Garden Grove Police Lt. John F. Baker acknowledged that a crackdown in Santa Ana and Garden Grove may only force prostitutes to move into another jurisdiction.
“I know we’re not going to eradicate or reform these girls, but if they go elsewhere, well, it’s up to whatever jurisdiction they go into. We’ll tackle that problem when it comes up,” Baker said.
Overcrowded conditions at the County Jail also have been a cause for police concern for months, Davis said.
Presently, prisoners are brought in, booked and a decision is then made whether to house them based on their arrest classification and past criminal record, Sheriff’s Department Lt. Richard J. Olson said.

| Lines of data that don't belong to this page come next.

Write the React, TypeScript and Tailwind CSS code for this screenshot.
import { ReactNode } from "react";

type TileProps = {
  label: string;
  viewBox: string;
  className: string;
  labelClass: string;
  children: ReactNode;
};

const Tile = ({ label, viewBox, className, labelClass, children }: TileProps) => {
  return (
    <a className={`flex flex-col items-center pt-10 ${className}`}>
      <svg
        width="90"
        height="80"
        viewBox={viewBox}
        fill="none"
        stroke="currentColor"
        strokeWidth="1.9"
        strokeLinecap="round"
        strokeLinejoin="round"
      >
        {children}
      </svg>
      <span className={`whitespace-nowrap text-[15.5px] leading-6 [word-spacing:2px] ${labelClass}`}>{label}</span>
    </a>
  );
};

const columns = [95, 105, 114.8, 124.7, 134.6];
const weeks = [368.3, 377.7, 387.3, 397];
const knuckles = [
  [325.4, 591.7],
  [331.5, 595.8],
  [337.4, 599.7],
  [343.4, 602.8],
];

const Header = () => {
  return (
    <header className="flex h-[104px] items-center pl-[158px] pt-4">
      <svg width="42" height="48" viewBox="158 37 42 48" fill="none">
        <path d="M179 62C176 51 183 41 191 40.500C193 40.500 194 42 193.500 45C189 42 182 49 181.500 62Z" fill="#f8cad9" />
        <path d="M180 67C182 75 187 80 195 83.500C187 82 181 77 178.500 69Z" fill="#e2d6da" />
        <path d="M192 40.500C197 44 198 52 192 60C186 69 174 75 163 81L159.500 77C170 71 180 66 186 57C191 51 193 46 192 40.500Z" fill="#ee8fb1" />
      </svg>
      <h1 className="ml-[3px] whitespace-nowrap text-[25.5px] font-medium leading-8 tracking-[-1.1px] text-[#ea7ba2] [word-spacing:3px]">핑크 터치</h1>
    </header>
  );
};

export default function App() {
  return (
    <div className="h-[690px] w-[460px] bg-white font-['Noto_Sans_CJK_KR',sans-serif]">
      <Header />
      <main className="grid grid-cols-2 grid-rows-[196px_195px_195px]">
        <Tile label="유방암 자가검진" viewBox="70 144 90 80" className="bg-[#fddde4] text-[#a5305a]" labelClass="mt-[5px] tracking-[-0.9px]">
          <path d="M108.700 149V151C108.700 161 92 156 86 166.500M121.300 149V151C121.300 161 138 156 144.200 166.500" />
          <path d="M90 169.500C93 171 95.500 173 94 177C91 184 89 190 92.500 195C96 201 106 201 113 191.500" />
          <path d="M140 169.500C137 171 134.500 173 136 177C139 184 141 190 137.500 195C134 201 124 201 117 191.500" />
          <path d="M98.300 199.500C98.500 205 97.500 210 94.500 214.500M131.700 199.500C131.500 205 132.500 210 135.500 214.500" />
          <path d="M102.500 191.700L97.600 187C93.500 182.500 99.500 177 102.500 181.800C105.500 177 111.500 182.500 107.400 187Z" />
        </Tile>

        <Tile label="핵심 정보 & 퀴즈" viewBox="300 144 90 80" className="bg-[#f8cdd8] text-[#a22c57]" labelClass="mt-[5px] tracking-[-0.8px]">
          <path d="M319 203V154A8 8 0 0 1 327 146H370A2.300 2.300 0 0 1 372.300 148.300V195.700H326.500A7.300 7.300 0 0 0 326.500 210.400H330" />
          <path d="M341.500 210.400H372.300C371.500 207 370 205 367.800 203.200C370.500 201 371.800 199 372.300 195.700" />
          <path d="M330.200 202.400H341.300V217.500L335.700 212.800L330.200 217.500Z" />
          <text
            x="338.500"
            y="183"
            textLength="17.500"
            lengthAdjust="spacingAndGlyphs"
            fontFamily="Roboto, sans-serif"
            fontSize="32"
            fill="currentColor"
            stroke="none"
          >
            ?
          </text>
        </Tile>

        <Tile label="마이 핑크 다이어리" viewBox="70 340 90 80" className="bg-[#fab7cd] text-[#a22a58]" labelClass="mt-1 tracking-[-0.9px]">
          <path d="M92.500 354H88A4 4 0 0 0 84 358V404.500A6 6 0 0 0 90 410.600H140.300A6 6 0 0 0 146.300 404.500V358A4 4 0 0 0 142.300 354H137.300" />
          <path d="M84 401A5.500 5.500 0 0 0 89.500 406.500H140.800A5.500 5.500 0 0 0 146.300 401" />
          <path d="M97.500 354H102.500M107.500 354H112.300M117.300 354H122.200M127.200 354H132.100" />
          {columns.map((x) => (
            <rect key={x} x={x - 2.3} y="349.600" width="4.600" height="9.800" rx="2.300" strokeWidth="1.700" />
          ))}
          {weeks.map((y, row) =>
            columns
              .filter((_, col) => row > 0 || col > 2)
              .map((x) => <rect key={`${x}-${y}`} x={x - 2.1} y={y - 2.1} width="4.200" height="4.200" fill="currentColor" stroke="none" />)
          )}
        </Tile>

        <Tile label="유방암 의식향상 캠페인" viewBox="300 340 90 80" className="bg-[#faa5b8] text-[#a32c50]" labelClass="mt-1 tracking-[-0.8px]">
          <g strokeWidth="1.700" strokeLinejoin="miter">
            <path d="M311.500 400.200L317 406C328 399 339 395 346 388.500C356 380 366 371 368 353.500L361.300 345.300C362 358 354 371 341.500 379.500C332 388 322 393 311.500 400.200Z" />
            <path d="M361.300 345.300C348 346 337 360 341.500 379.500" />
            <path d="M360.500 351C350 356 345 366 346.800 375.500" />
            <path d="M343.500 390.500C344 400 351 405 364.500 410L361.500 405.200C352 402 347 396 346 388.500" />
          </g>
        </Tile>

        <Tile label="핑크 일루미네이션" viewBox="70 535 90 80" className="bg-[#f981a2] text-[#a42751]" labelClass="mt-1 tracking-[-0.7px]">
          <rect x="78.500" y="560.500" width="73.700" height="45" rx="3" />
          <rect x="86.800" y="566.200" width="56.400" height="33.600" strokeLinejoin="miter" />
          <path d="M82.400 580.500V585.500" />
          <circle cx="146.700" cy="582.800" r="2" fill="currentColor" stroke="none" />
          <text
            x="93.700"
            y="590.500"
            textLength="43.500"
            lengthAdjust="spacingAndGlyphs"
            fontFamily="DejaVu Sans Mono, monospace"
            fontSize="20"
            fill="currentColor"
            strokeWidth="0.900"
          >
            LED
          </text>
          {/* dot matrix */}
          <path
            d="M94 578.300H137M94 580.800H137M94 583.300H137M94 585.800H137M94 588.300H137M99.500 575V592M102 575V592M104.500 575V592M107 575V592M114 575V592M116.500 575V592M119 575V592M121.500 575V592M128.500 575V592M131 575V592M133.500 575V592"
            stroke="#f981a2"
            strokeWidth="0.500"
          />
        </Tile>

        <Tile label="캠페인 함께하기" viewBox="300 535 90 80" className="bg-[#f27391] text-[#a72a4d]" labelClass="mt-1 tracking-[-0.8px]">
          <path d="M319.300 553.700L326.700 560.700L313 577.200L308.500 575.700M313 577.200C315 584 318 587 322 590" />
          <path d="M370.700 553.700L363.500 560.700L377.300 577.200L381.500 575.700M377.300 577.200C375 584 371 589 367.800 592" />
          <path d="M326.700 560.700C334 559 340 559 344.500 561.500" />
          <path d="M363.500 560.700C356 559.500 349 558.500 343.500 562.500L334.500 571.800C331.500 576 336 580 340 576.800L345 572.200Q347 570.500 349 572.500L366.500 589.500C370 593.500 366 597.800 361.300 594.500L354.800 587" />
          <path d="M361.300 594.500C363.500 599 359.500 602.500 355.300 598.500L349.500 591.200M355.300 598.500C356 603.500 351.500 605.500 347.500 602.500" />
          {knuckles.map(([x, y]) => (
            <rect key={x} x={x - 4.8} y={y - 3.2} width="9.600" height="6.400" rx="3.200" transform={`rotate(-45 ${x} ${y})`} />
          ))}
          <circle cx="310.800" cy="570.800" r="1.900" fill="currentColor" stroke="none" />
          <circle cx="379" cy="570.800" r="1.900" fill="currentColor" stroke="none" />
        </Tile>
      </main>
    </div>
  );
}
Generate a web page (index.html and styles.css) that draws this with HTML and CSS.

Orange County has a central women’s jail in Santa Ana and an additional area for women in the Intake Release Center at the main men’s jail. Both come under the operation of Sheriff-Coroner Brad Gates. But as of 8 a.m. Wednesday, the central jail had 285 women in custody--20 more than the facility’s rating by the state Department of Corrections. In addition, Olson noted, the intake center, which has a 96-prisoner capacity, reported 90 women.
“The sheriff doesn’t want to cite and release anybody, but (because) of the jail crowding . . . we don’t have any room to play with. Each prisoner will be assessed and housed depending on jail population at the time of booking. No one who is considered to be a danger to the public would be released,” Olson said.